Das dokumentiert auch einen Wandel in der Gesellschaft: „Generell ist Kleidung immer ein Ausdruck von Kultur und Gesellschaft, und wenn die Menschen ihre Einstellungen verändern, sieht man das auch in der Mode“, erklärt Ölsböck. „Das hat sich schon mit dem Trend Normcore (das Tragen unauffälliger Unisexmode, Anm.) abgezeichnet, mit dem man nicht mehr schrill sein oder auffallen wollte, und setzt sich jetzt fort“, so Ölsböck. Die Leute haben die Nase voll von Bürokratie und Regeln, die keinen Sinn haben, erklärt die Psychologin, „sie wollen sich nicht entmündigen lassen, sondern authentisch sein und sich nicht vorschreiben lassen, was sie anziehen sollen.“


Das Ende des Krawattenzwangs.
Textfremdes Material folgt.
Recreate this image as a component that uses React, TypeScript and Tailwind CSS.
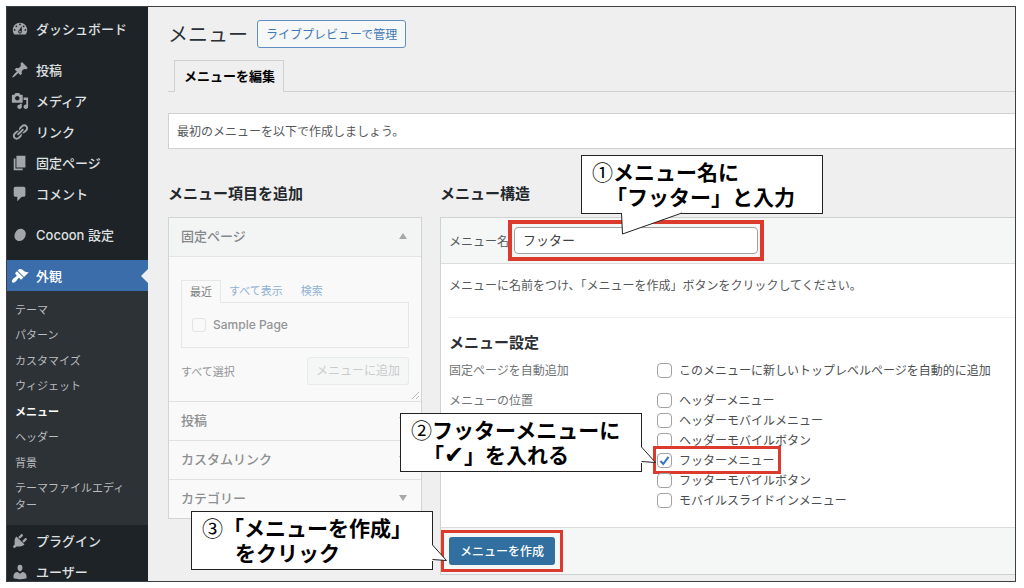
import React from "react";

const ICONS = {
  dashboard:
    "M3.76 16h12.48c1.1-1.37 1.76-3.11 1.76-5 0-4.42-3.58-8-8-8s-8 3.58-8 8c0 1.89.66 3.63 1.76 5zM10 4c.55 0 1 .45 1 1s-.45 1-1 1-1-.45-1-1 .45-1 1-1zM6 6c.55 0 1 .45 1 1s-.45 1-1 1-1-.45-1-1 .45-1 1-1zm8 0c.55 0 1 .45 1 1s-.45 1-1 1-1-.45-1-1 .45-1 1-1zm-5.37 5.55L12 7v6c0 1.1-.9 2-2 2s-2-.9-2-2c0-.57.24-1.08.63-1.45zM4 10c.55 0 1 .45 1 1s-.45 1-1 1-1-.45-1-1 .45-1 1-1zm12 0c.55 0 1 .45 1 1s-.45 1-1 1-1-.45-1-1 .45-1 1-1zm-5 3c0-.55-.45-1-1-1s-1 .45-1 1 .45 1 1 1 1-.45 1-1z",
  post: "M10.44 3.02l1.82-1.82 6.36 6.35-1.83 1.82c-1.05-.68-2.48-.57-3.41.36l-.75.75c-.92.93-1.04 2.35-.35 3.41l-1.83 1.82-2.41-2.41-2.8 2.79c-.42.42-3.38 2.71-3.8 2.29s1.86-3.39 2.28-3.81l2.79-2.79L4.1 9.36l1.83-1.82c1.05.69 2.48.57 3.4-.36l.75-.75c.93-.92 1.05-2.35.36-3.41z",
  media:
    "M13 11V4c0-.55-.45-1-1-1h-1.67L9 1H5L3.67 3H2c-.55 0-1 .45-1 1v7c0 .55.45 1 1 1h10c.55 0 1-.45 1-1zM7 4.5c1.38 0 2.5 1.12 2.5 2.5S8.38 9.5 7 9.5 4.5 8.38 4.5 7 5.62 4.5 7 4.5zM14 6h5v10.5c0 1.38-1.12 2.5-2.5 2.5S14 17.88 14 16.5s1.12-2.5 2.5-2.5c.17 0 .34.02.5.05V9h-3V6zm-4 8.05V13h2v3.5c0 1.38-1.12 2.5-2.5 2.5S7 17.88 7 16.5 8.12 14 9.5 14c.17 0 .34.02.5.05z",
  links:
    "M17.74 2.76c1.68 1.69 1.68 4.41 0 6.1l-1.53 1.52c-1.12 1.12-2.7 1.47-4.14 1.09l2.62-2.61.76-.77.76-.76c.84-.84.84-2.2 0-3.04-.84-.85-2.2-.85-3.04 0l-.77.76-3.38 3.38c-.37-1.44-.02-3.02 1.1-4.14l1.52-1.53c1.69-1.68 4.42-1.68 6.1 0zM8.59 13.43l5.34-5.34c.42-.42.42-1.1 0-1.52-.44-.43-1.13-.39-1.53 0l-5.33 5.34c-.42.42-.42 1.1 0 1.52.44.43 1.13.39 1.52 0zm-.76 2.29l4.14-4.15c.38 1.44.03 3.02-1.09 4.14l-1.52 1.53c-1.69 1.68-4.41 1.68-6.1 0-1.68-1.68-1.68-4.42 0-6.1l1.53-1.52c1.12-1.12 2.7-1.47 4.14-1.1l-4.14 4.15c-.85.84-.85 2.2 0 3.05.84.84 2.2.84 3.04 0z",
  page: "M6 15V2h10v13H6zm-1 1h8v2H3V5h2v11z",
  comments:
    "M5 2h9c1.1 0 2 .9 2 2v7c0 1.1-.9 2-2 2h-2l-5 5v-5H5c-1.1 0-2-.9-2-2V4c0-1.1.9-2 2-2z",
  cocoon:
    "M13 3.6C16.4 5 17.3 8.500 15.600 12.200C13.900 15.900 10.400 17.700 7.200 16.300C4 14.900 3 11.400 4.600 7.800C6.200 4.200 9.800 2.300 13 3.600z",
  appearance:
    "M14.48 11.06L7.41 3.99l1.5-1.5c.5-.56 2.3-.47 3.51.32 1.21.8 1.43 1.28 2.91 2.1 1.18.64 2.45 1.26 4.45.85zm-.71.71L6.7 4.7 4.93 6.47c-.39.39-.39 1.02 0 1.41l1.06 1.06c.39.39.39 1.03 0 1.42-.6.6-1.43 1.11-2.21 1.69-.35.26-.7.53-1.01.84C1.43 14.23.4 16.08 1.4 17.07c.99 1 2.84-.03 4.18-1.36.31-.31.58-.66.85-1.02.57-.78 1.08-1.61 1.69-2.21.39-.39 1.02-.39 1.41 0l1.06 1.06c.39.39 1.02.39 1.41 0z",
  plugins:
    "M13.11 4.36L9.87 7.6 8 5.73l3.24-3.24c.35-.34 1.05-.2 1.56.32.52.51.66 1.21.31 1.55zm-8 1.77l.91-1.12 9.01 9.01-1.19.84c-.71.71-2.63 1.16-3.82 1.16H6.14L4.9 17.26c-.59.59-1.54.59-2.12 0-.59-.58-.59-1.53 0-2.12l1.24-1.24v-3.88c0-1.13.4-3.19 1.09-3.89zm7.26 3.97l3.24-3.24c.34-.35 1.04-.21 1.55.31.52.51.66 1.21.31 1.55l-3.24 3.25z",
  users:
    "M10 9.25c-2.27 0-2.73-3.44-2.73-3.44C7 4.02 7.82 2 9.97 2c2.16 0 2.98 2.02 2.71 3.81 0 0-.41 3.44-2.68 3.44zm0 2.57L12.72 10c2.39 0 4.52 2.33 4.52 4.53v2.49s-3.65 1.13-7.24 1.13c-3.65 0-7.24-1.13-7.24-1.13v-2.49c0-2.25 1.94-4.48 4.47-4.48z",
};

type IconName = keyof typeof ICONS;

function NavItem({ icon, label, current }: { icon: IconName; label: string; current?: boolean }) {
  return (
    <a
      href="#"
      aria-current={current ? "page" : undefined}
      className={
        "relative flex h-[31px] shrink-0 items-center gap-[7px] pl-1 font-[Inter,'Noto_Sans_CJK_JP',sans-serif] text-[13px] leading-5 font-medium " +
        (current ? "bg-[#3b6dab] text-white" : "text-[#dfe0e1]")
      }
    >
      <svg
        viewBox="0 0 20 20"
        fill="currentColor"
        className={"size-[18px] shrink-0 " + (current ? "text-white" : "text-[#a3a7ab]")}
      >
        <path d={ICONS[icon]} />
      </svg>
      <span className="whitespace-nowrap">{label}</span>
      {current && (
        <svg viewBox="0 0 7 14" className="absolute top-[9px] right-0 h-[14px] w-[7px] fill-[#efefef]">
          <path d="M7 0v14L0 7z" />
        </svg>
      )}
    </a>
  );
}

const SUBMENU = ["テーマ", "パターン", "カスタマイズ", "ウィジェット", "メニュー", "ヘッダー", "背景", "テーマファイルエディター"];

function Sidebar() {
  return (
    <nav className="flex w-[141px] shrink-0 flex-col bg-[#1e2327] pt-[6px]">
      <NavItem icon="dashboard" label="ダッシュボード" />
      <div className="mt-[10px] flex flex-col">
        <NavItem icon="post" label="投稿" />
        <NavItem icon="media" label="メディア" />
        <NavItem icon="links" label="リンク" />
        <NavItem icon="page" label="固定ページ" />
        <NavItem icon="comments" label="コメント" />
      </div>
      <div className="my-[10px] flex flex-col">
        <NavItem icon="cocoon" label="Cocoon 設定" />
      </div>
      <NavItem icon="appearance" label="外観" current />
      <ul className="flex min-h-[234px] shrink-0 flex-col justify-between bg-[#2d3236] pt-[10px] pr-4 pb-3 pl-2 text-[11px] leading-[17px]">
        {SUBMENU.map((name) => (
          <li key={name}>
            <a
              href="#"
              className={"block break-all " + (name === "メニュー" ? "font-bold text-white" : "text-[#b9bcbf]")}
            >
              {name}
            </a>
          </li>
        ))}
      </ul>
      <NavItem icon="plugins" label="プラグイン" />
      <NavItem icon="users" label="ユーザー" />
    </nav>
  );
}

function Caret({ up }: { up?: boolean }) {
  return (
    <svg viewBox="0 0 8 6" className="h-[6px] w-2 fill-[#a5a7a9]">
      <path d={up ? "M4 0l4 6H0z" : "M0 0h8L4 6z"} />
    </svg>
  );
}

function AddItems() {
  return (
    <section className="w-[254px] shrink-0">
      <h2 className="mb-3 text-[15px] leading-6 font-bold text-[#23282d]">メニュー項目を追加</h2>
      <div className="border border-[#d3d4d5] bg-[#f9f9f9] text-[11px] text-[#929496]">
        <button
          type="button"
          className="flex h-[38px] w-full items-center justify-between bg-[#f3f5f5] pr-[14px] pb-[2px] pl-3 text-[13px] font-medium text-[#85878a]"
        >
          固定ページ
          <Caret up />
        </button>
        <div className="relative border-t border-[#e3e4e5] px-3 pt-[23px] pb-4">
          <div className="flex items-end">
            <a
              href="#"
              className="-mb-px flex h-[23px] items-center border border-b-0 border-[#e6e7e7] bg-[#f9f9f9] px-2 pb-[2px] text-[#7d7f81]"
            >
              最近
            </a>
            <a href="#" className="ml-2 flex h-[22px] items-center pb-[2px] text-[#8fb1d3]">
              すべて表示
            </a>
            <a href="#" className="ml-[18px] flex h-[22px] items-center pb-[2px] text-[#8fb1d3]">
              検索
            </a>
          </div>
          <div className="border border-[#e6e7e7] py-[13px] pl-[10px]">
            <label className="flex h-[18px] items-center gap-[7px] font-[Inter,'Noto_Sans_CJK_JP',sans-serif] text-[12px] font-medium">
              <input type="checkbox" className="size-[14px] appearance-none rounded-[3px] border border-[#e2e3e4]" />
              Sample Page
            </label>
          </div>
          <div className="mt-[9px] flex items-center justify-between">
            <span>すべて選択</span>
            <button
              type="button"
              className="h-7 rounded-[3px] border border-[#e6eaea] bg-[#f5f7f7] px-2 pb-[2px] text-[12px] text-[#cacccc]"
            >
              メニューに追加
            </button>
          </div>
          <svg viewBox="0 0 9 9" className="absolute right-px bottom-px size-[9px] stroke-[#b5b7b8]" fill="none">
            <path d="M1 8L8 1M5 8l3-3" />
          </svg>
        </div>
        {["投稿", "カスタムリンク", "カテゴリー"].map((name) => (
          <button
            key={name}
            type="button"
            className="flex h-[39px] w-full items-center justify-between border-t border-[#e0e1e2] pr-[14px] pb-[2px] pl-3 text-[13px] font-medium text-[#8d8f91]"
          >
            {name}
            <Caret />
          </button>
        ))}
      </div>
    </section>
  );
}

function Option({ label, checked, marked }: { label: string; checked?: boolean; marked?: boolean }) {
  return (
    <div className="flex h-5">
      <label className="relative flex items-center gap-[7px] whitespace-nowrap text-[#4b4e51]">
        <span className="relative flex">
          <input
            type="checkbox"
            defaultChecked={checked}
            className="peer size-[15px] appearance-none rounded-[4px] border border-[#9fa1a4] bg-white"
          />
          <svg
            viewBox="0 0 15 15"
            fill="none"
            className="pointer-events-none absolute inset-0 hidden size-[15px] stroke-[#3a72c4] stroke-2 peer-checked:block"
          >
            <path d="M3.500 8l2.800 3L11.500 3.800" />
          </svg>
        </span>
        {label}
        {marked && <span className="absolute -top-1 -right-[6px] -bottom-1 -left-1 border-3 border-[#db3a2c]" />}
      </label>
    </div>
  );
}

function MenuStructure() {
  return (
    <section className="min-w-0 flex-1">
      <h2 className="mb-3 text-[15px] leading-6 font-bold text-[#23282d]">メニュー構造</h2>
      <form className="border border-r-0 border-[#cfd0d2] bg-white text-[12px] text-[#55585b]">
        <div className="flex items-center gap-[5px] border-b border-[#dcdcde] bg-[#f5f7f7] py-[9px] pl-2">
          <label htmlFor="menu-name" className="whitespace-nowrap">
            メニュー名
          </label>
          <div className="relative w-[244px]">
            <input
              id="menu-name"
              type="text"
              defaultValue="フッター"
              className="block h-[27px] w-full rounded-[4px] border border-[#9fa1a4] bg-white px-2 pb-[2px] text-[13px] text-[#3f4245]"
            />
            <span className="pointer-events-none absolute -inset-x-[6px] -inset-y-[7px] border-4 border-[#db3a2c]" />
          </div>
        </div>
        <div className="pt-[11px] pb-[17px] pl-2">
          <p className="leading-5">メニューに名前をつけ、「メニューを作成」ボタンをクリックしてください。</p>
          <hr className="mt-[22px] border-[#eeeeee]" />
          <h3 className="mt-3 text-[15px] leading-6 font-bold text-[#2c3034]">メニュー設定</h3>
          <div className="mt-[6px] grid grid-cols-[208px_1fr] gap-y-[10px] leading-5">
            <span className="text-[#707376]">固定ページを自動追加</span>
            <Option label="このメニューに新しいトップレベルページを自動的に追加" />
            <span className="text-[#707376]">メニューの位置</span>
            <div>
              <Option label="ヘッダーメニュー" />
              <Option label="ヘッダーモバイルメニュー" />
              <Option label="ヘッダーモバイルボタン" />
              <Option label="フッターメニュー" checked marked />
              <Option label="フッターモバイルボタン" />
              <Option label="モバイルスライドインメニュー" />
            </div>
          </div>
        </div>
        <div className="flex border-t border-[#dcdcde] bg-[#f5f7f7] py-[9px] pl-2">
          <div className="relative">
            <button type="button" className="h-7 rounded-[3px] bg-[#306f9f] px-[11px] text-[12px] font-medium text-white">
              メニューを作成
            </button>
            <span className="pointer-events-none absolute -inset-x-2 -inset-y-[7px] border-3 border-[#db3a2c]" />
          </div>
        </div>
      </form>
    </section>
  );
}

function Callout({ place, children, tail }: { place: string; children: React.ReactNode; tail: React.ReactNode }) {
  return (
    <div className={"absolute w-[242px] " + place}>
      <div className="border border-[#222222] bg-white pt-[3px] pb-1 pl-[10px] text-[21px] leading-[25px] font-bold whitespace-nowrap text-black">
        {children}
      </div>
      {tail}
    </div>
  );
}

function SideTail() {
  return (
    <svg
      viewBox="0 0 16 18"
      className="absolute top-[34px] left-[241px] h-[18px] w-4 overflow-visible fill-white stroke-[#222222]"
    >
      <path d="M0 0v16" stroke="white" strokeWidth="2" />
      <path d="M.5 0L14.500 15.500L.5 14.500" />
    </svg>
  );
}

export default function App() {
  return (
    <div className="h-screen bg-white py-[6px] pr-2 pl-[6px] font-['Noto_Sans_CJK_JP',sans-serif]">
      <div className="relative flex h-full overflow-hidden border border-[#3c3f41] bg-[#efefef]">
        <Sidebar />
        <main className="min-w-0 flex-1 pt-[13px] pl-5">
          <div className="flex items-center gap-[9px]">
            <h1 className="text-[20px] leading-7 text-[#2c3034]">メニュー</h1>
            <a
              href="#"
              className="flex h-7 items-center rounded-[3px] border border-[#5f8fc0] bg-[#f6f7f7] px-2 text-[12px] text-[#4179b5]"
            >
              ライブプレビューで管理
            </a>
          </div>
          <nav className="mt-3 flex border-b border-[#cfd0d2] pl-[6px]">
            <a
              href="#"
              className="-mb-px flex h-8 items-center border border-b-0 border-[#cfd0d2] bg-[#efefef] px-2 pb-[2px] pl-[9px] text-[13px] font-bold text-black"
            >
              メニューを編集
            </a>
          </nav>
          <div className="mt-[21px] border border-r-0 border-[#cfd0d2] bg-white py-[7px] pl-2 text-[12px] leading-5 text-[#55585b]">
            最初のメニューを以下で作成しましょう。
          </div>
          <div className="mt-8 flex items-start gap-[18px]">
            <AddItems />
            <MenuStructure />
          </div>
        </main>

        <Callout
          place="left-[574px] top-[148px]"
          tail={
            <svg
              viewBox="0 0 62 23"
              className="absolute top-[57px] left-[40px] h-[23px] w-[62px] overflow-visible fill-white stroke-[#222222]"
            >
              <path d="M1 .5h59" stroke="white" strokeWidth="3" />
              <path d="M.5 1L1.500 22L61 1" />
            </svg>
          }
        >
          <p>
            <span className="font-normal">①</span>メニュー名に
          </p>
          <p className="pl-[14px]">「フッター」と入力</p>
        </Callout>
        <Callout place="left-[393px] top-[406px]" tail={<SideTail />}>
          <p>
            <span className="font-normal">②</span>フッターメニューに
          </p>
          <p className="pl-3">
            「<span className="font-['DejaVu_Sans'] text-[24px] leading-none">✔</span>」を入れる
          </p>
        </Callout>
        <Callout place="left-[184px] top-[504px]" tail={<SideTail />}>
          <p>
            <span className="font-normal">③</span>「メニューを作成」
          </p>
          <p className="pl-[33px]">をクリック</p>
        </Callout>
      </div>
    </div>
  );
}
Wie sensibel international auf solche Vorschriften reagiert wird, zumal dann, wenn dabei Unterschiede zwischen den Geschlechtern sichtbar werden, hat kürzlich die „New York Times“ in einem Essay zum „Ende der Bürodresscodes“ dokumentiert. „Da hat es in jüngster Zeit wirklich dramatische Veränderungen gegeben“, wird Susan Scafidi, Jus-Professorin an der Fordham University und Gründerin des Fashion Law Institut zitiert. Ein gutes Beispiel dafür seien die neuen Richtlinien, die die Kommission für Menschenrechte von New York City Ende vergangenen Jahres veröffentlicht hat: Darin sind ausdrücklich sämtliche Vorschriften zu Kleidung, Uniformen und Körperpflege verboten, die geschlechtsbasiert sind – was einen Krawattenzwang ebenso obsolet macht wie Vorschriften bezüglich der Absatzhöhe und Rocklänge. „Womit die Kleidung nun vielmehr der Interpretation des Individuums unterliegt als der der Institution“, so Scafidi.


Flache Schuhe erlaubt. Und auch Nicola Thorp könnte jetzt in bequemem Schuhwerk an den Ort zurückkehren, der ihr noch letztes Monat verschlossen blieb. Nach dem öffentlichen Druck hat ihre Zeitarbeitsfirma sich beeilt, ihre Vorschriften geschlechtsspezifisch anzupassen: Frauen dürfen ab sofort in flachen Schuhen zur Arbeit kommen.